| Dataset excerpt |
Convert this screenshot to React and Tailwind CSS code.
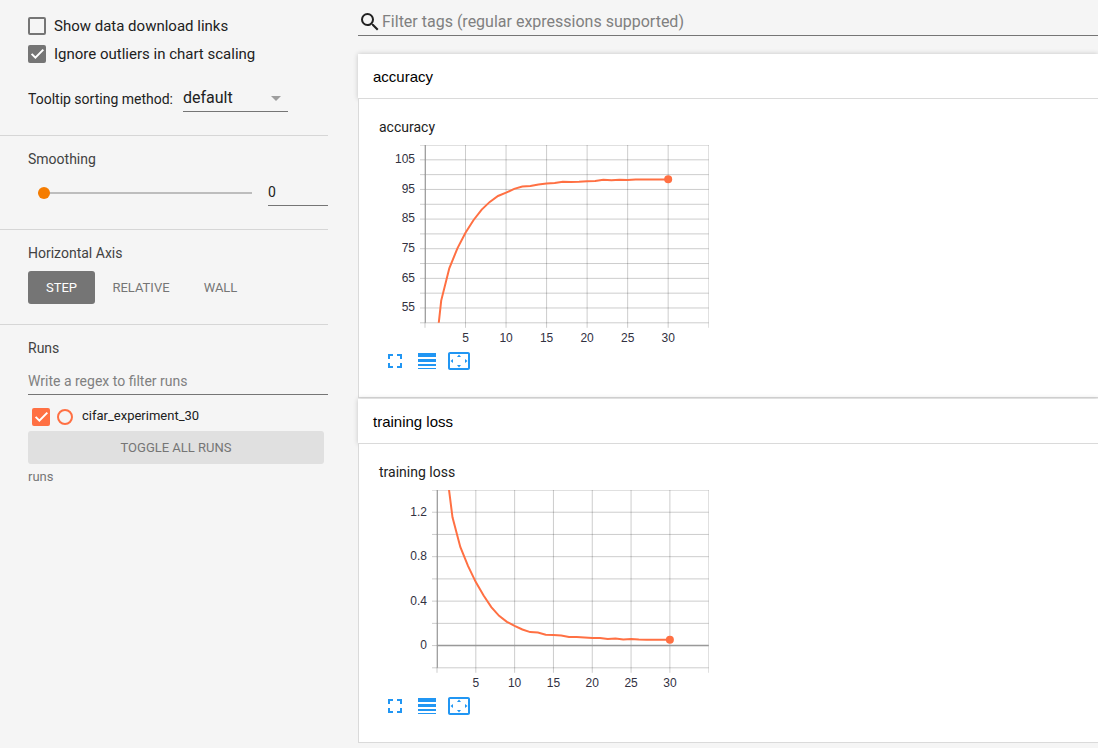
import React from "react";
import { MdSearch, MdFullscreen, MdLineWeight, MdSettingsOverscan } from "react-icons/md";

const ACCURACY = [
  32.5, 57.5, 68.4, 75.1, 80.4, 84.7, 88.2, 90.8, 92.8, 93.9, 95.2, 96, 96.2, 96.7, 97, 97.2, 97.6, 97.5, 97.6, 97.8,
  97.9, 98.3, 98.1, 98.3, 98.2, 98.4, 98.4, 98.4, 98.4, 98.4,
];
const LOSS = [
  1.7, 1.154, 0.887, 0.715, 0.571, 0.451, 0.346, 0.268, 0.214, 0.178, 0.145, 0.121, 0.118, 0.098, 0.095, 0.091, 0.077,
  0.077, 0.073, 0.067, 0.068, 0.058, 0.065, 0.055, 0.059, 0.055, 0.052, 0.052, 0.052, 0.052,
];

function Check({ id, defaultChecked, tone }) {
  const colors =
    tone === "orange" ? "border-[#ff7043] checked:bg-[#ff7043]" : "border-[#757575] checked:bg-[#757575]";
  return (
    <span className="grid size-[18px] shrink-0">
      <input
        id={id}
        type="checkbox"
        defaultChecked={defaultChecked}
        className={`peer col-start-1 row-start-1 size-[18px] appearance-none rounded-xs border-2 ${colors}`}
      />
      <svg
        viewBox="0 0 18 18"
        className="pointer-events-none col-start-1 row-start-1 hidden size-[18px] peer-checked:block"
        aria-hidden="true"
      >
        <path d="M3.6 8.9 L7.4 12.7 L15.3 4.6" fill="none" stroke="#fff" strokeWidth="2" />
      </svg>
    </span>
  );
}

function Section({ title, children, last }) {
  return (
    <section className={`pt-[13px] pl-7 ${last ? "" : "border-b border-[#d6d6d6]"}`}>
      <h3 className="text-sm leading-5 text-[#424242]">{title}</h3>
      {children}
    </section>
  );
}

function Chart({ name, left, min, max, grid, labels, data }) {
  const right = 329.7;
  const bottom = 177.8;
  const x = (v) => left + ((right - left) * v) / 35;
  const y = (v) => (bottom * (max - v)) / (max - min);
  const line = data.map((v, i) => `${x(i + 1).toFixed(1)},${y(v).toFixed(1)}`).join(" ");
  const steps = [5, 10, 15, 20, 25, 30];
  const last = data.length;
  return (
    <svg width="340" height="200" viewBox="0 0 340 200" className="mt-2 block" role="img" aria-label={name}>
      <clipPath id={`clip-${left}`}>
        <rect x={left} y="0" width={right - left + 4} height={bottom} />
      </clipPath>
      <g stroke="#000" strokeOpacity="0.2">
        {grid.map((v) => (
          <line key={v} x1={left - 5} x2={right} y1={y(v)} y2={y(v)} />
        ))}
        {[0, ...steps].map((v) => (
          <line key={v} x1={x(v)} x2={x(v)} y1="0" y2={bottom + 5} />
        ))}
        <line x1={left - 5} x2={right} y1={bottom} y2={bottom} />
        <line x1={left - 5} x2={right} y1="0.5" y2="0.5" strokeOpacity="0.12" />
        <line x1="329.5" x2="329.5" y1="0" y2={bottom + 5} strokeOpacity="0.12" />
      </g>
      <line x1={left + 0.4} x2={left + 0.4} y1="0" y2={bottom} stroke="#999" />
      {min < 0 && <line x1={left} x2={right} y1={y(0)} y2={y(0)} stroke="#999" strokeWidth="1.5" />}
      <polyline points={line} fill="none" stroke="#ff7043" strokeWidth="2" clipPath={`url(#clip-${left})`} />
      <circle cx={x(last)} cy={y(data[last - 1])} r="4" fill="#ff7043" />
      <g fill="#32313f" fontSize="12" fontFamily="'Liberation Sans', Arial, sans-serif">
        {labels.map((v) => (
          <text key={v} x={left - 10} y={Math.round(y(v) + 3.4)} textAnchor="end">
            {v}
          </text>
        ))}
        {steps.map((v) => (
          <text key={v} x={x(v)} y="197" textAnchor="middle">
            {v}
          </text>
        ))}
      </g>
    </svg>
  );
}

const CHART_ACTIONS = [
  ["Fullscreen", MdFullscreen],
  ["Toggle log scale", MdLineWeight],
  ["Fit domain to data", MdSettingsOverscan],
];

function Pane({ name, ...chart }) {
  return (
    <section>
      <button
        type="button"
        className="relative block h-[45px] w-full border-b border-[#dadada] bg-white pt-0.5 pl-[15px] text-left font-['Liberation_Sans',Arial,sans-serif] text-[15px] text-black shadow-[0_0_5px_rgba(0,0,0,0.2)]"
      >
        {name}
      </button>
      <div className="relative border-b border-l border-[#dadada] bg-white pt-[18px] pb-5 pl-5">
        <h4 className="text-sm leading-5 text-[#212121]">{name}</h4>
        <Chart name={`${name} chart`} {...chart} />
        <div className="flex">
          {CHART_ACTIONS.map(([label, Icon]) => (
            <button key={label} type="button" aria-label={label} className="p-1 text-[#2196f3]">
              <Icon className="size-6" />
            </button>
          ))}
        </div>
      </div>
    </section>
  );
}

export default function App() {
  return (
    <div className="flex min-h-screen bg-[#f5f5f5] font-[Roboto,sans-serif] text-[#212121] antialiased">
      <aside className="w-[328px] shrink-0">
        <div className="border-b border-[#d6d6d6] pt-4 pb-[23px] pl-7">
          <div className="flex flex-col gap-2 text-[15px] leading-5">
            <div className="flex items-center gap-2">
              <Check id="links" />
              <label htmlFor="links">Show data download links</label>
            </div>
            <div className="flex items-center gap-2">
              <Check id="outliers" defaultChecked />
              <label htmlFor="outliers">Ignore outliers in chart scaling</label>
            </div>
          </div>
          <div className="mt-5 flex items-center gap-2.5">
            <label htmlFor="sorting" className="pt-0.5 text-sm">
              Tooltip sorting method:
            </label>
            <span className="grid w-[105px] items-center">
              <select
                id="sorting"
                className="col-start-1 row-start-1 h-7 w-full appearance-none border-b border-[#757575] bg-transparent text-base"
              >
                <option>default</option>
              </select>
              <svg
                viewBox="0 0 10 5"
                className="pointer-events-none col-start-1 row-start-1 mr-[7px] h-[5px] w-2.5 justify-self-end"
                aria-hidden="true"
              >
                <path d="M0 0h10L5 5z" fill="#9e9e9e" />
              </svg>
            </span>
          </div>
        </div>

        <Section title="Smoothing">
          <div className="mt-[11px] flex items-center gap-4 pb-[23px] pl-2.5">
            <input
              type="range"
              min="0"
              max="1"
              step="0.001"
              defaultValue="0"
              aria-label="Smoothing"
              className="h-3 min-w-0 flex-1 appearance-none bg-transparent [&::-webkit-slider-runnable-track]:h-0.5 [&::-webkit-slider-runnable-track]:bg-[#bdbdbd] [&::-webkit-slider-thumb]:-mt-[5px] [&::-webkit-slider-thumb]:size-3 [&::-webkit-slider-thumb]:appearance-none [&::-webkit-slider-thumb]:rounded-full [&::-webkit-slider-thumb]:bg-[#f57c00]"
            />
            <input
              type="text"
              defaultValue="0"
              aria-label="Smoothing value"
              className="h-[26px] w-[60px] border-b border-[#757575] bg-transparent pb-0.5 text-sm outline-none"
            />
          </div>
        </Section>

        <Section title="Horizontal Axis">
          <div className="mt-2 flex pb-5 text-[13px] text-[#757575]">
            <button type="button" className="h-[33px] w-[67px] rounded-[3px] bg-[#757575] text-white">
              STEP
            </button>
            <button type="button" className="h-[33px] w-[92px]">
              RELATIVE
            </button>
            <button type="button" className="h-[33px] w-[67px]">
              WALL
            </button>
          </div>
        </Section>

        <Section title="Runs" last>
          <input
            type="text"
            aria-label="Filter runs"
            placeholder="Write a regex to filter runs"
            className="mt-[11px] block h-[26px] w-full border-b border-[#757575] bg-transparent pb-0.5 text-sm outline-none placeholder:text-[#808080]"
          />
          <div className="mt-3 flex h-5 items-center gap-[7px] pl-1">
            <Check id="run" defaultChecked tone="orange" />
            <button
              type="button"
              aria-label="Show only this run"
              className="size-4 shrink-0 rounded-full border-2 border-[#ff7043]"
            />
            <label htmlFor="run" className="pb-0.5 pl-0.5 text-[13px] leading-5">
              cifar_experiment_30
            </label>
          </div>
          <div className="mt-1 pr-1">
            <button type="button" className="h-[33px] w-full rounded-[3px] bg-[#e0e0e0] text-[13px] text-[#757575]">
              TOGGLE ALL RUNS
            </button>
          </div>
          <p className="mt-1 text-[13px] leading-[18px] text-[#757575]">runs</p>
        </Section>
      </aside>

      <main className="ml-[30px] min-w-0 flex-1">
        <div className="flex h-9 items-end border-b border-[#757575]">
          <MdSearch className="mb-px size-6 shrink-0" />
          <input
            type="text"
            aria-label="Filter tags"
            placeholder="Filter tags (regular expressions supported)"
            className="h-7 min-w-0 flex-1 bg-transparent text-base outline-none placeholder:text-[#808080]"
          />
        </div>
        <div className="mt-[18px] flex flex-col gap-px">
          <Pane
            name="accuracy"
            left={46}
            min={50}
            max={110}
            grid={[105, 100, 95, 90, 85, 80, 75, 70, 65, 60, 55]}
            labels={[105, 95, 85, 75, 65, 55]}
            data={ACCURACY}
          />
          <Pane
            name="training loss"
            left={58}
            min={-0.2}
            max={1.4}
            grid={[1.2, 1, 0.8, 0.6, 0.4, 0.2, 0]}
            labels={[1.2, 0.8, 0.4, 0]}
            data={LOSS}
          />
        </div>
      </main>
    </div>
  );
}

| Task objective |
Write out again, exactly, the lines from the start of the listing up to the line containing "MdFullscreen, MdLineWeight, MdSettingsOverscan", with both ends and without pictures.

| Solution to the problem |
Convert this screenshot to React and Tailwind CSS code.
import React from "react";
import { MdSearch, MdFullscreen, MdLineWeight, MdSettingsOverscan } from "react-icons/md";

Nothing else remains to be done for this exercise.